Leia nas entrelinhas de muitos comentários sobre os desempregados –
especialmente de pessoas ávidas para cortar os benefícios – e você perceberá
que algo parecido é a teoria subjacente implícita.
Mas veja isto: a associação entre qualidade do trabalhador e desemprego
deveria ser muito mais forte em uma boa economia do que em uma ruim. Em 2000,
com a mão de obra escassa, provavelmente havia algo errado com muitas pessoas
demitidas; em 2009 foi apenas uma questão de estar no lugar errado. Então, se o
desemprego tivesse relação com características pessoais, estar desempregado
deveria ter importado menos na busca por emprego depois da Grande Recessão do
que antes. O que as pessoas experimentam na verdade é o oposto, é claro.
Em outras palavras, não é nada pessoal; é a economia, imbecil. E, como
indicou O’Brien, essa é outra razão pela qual deixar de oferecer mais estímulos
é um crime contra os trabalhadores americanos.
•
Quando o economista Alvin Hansen propôs pela primeira vez o conceito de
estagnação secular, ele enfatizou o papel do crescimento mais lento da
população na redução da demanda por investimentos. (Suas advertências
tornaram-se irrelevantes com o baby boom no pós-Guerra.)
As discussões modernas retomaram aquela ênfase: o encolhimento da
população em idade ativa no Japão parece ser uma importante causa de problemas
para o país, e o crescimento mais lento da população na Europa e nos Estados
Unidos é um indicador importante de que podemos estar entrando em um regime
semelhante.
Mas onde quer que eu levante essas teses as pessoas me perguntam por que
não considero boa essa desaceleração do crescimento populacional. Afinal,
significa menos pressões sobre os recursos, menos danos ambientais e assim por
diante.
É importante perceber que essa desaceleração realmente poderia, e
deveria, ser uma coisa boa – mas o que passa por política econômica sólida tem
grande probabilidade de transformar esse fato potencialmente bom em um grande problema.

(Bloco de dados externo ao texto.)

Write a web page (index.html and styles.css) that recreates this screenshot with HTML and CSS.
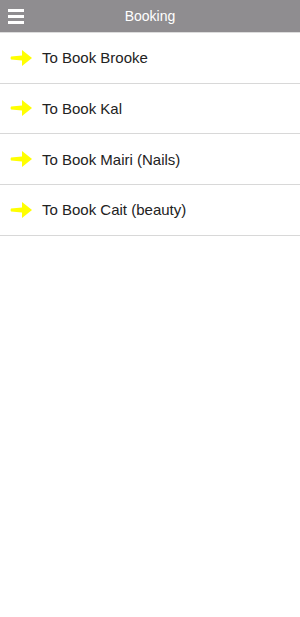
FILE: index.html
```html
<!DOCTYPE html>
<html lang="en">
<head>
    <meta charset="UTF-8">
    <meta name="viewport" content="width=device-width, initial-scale=1.0">
    <title>Booking</title>
    <link rel="stylesheet" href="styles.css">
</head>
<body>

<header class="top-bar">
    <button class="menu-btn" aria-label="Menu">
        <span></span><span></span><span></span>
    </button>
    <h1>Booking</h1>
</header>

<ul class="booking-list">
    <li>
        <svg class="arrow-icon" viewBox="0 0 22 16"><path d="M1 6.5 Q0 8 1 9.5 L12 10.5 L12 16 L22 8 L12 0 L12 5.5 Z" fill="#ffff00"/></svg>
        <span>To Book Brooke</span>
    </li>
    <li>
        <svg class="arrow-icon" viewBox="0 0 22 16"><path d="M1 6.5 Q0 8 1 9.5 L12 10.5 L12 16 L22 8 L12 0 L12 5.5 Z" fill="#ffff00"/></svg>
        <span>To Book Kal</span>
    </li>
    <li>
        <svg class="arrow-icon" viewBox="0 0 22 16"><path d="M1 6.5 Q0 8 1 9.5 L12 10.5 L12 16 L22 8 L12 0 L12 5.5 Z" fill="#ffff00"/></svg>
        <span>To Book Mairi (Nails)</span>
    </li>
    <li>
        <svg class="arrow-icon" viewBox="0 0 22 16"><path d="M1 6.5 Q0 8 1 9.5 L12 10.5 L12 16 L22 8 L12 0 L12 5.5 Z" fill="#ffff00"/></svg>
        <span>To Book Cait (beauty)</span>
    </li>
</ul>

</body>
</html>
```

FILE: styles.css
```css
body {
    margin: 0;
    background: #fff;
    font-family: "Liberation Sans", Arial, sans-serif;
}

/* Top bar */
.top-bar {
    position: relative;
    height: 32px;
    background-color: #8f8d90;
    border-bottom: 1px solid #dcdcdc;
    display: flex;
    align-items: center;
    justify-content: center;
}

.top-bar h1 {
    margin: 0;
    font-size: 14px;
    font-weight: normal;
    color: #fff;
}

.menu-btn {
    position: absolute;
    left: 8px;
    top: 9px;
    padding: 0;
    border: none;
    background: none;
    display: flex;
    flex-direction: column;
    gap: 3px;
}

.menu-btn span {
    display: block;
    width: 16px;
    height: 3px;
    background: #fff;
}

/* List */
.booking-list {
    list-style: none;
    margin: 0;
    padding: 0;
}

.booking-list li {
    height: 49.67px;
    display: flex;
    align-items: center;
    padding-left: 10px;
    border-bottom: 1px solid #d8d8d8;
    font-size: 15px;
    color: #222;
}

.arrow-icon {
    width: 22px;
    height: 16px;
    margin-right: 10px;
}
```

Porque pelas atuais regras do jogo há um forte aspecto “bicicleta” em nossas
economias: se elas não avançarem suficientemente rápido, tendem a cair.
É um argumento bastante simples. Para ter emprego mais ou menos pleno,
uma economia precisa de gastos suficientes para utilizar seu potencial. Mas um
componente importante dos gastos, o investimento, é sujeito ao efeito
acelerador: a demanda por novo capital depende do índice de crescimento da
economia, mais que do nível atual de produção. Por isso, se o crescimento
desacelerar devido a uma queda no crescimento populacional, a demanda por
investimentos cai – potencialmente empurrando a economia para uma queda
semipermanente.
Alguém pode dizer que basta reduzir os juros o bastante para sustentar a
demanda por investimento, apesar da desaceleração populacional. O problema é
que a taxa de juros real necessária sobre ativos seguros pode ser negativa e,
portanto, só é alcançável se houver inflação suficiente – o que se choca com um
compromisso ideológico com a estabilidade de preços.
Esse é basicamente um problema técnico, e em um mundo melhor simplesmente
o enfrentaríamos e desfrutaríamos dos benefícios de um planeta menos populoso.
Neste mundo, porém, problemas técnicos podem de fato causar danos imensos, porque
muito poucas pessoas estão dispostas a pensar claramente sobre sua
natureza. Por isso nos preocupamos com a desaceleração do crescimento
populacional.
Paul Robin Krugman é um
economista norte-americano, ganhador do Nobel de Economia de 2008. Autor de
mais de 20 livros e professor de Princeton.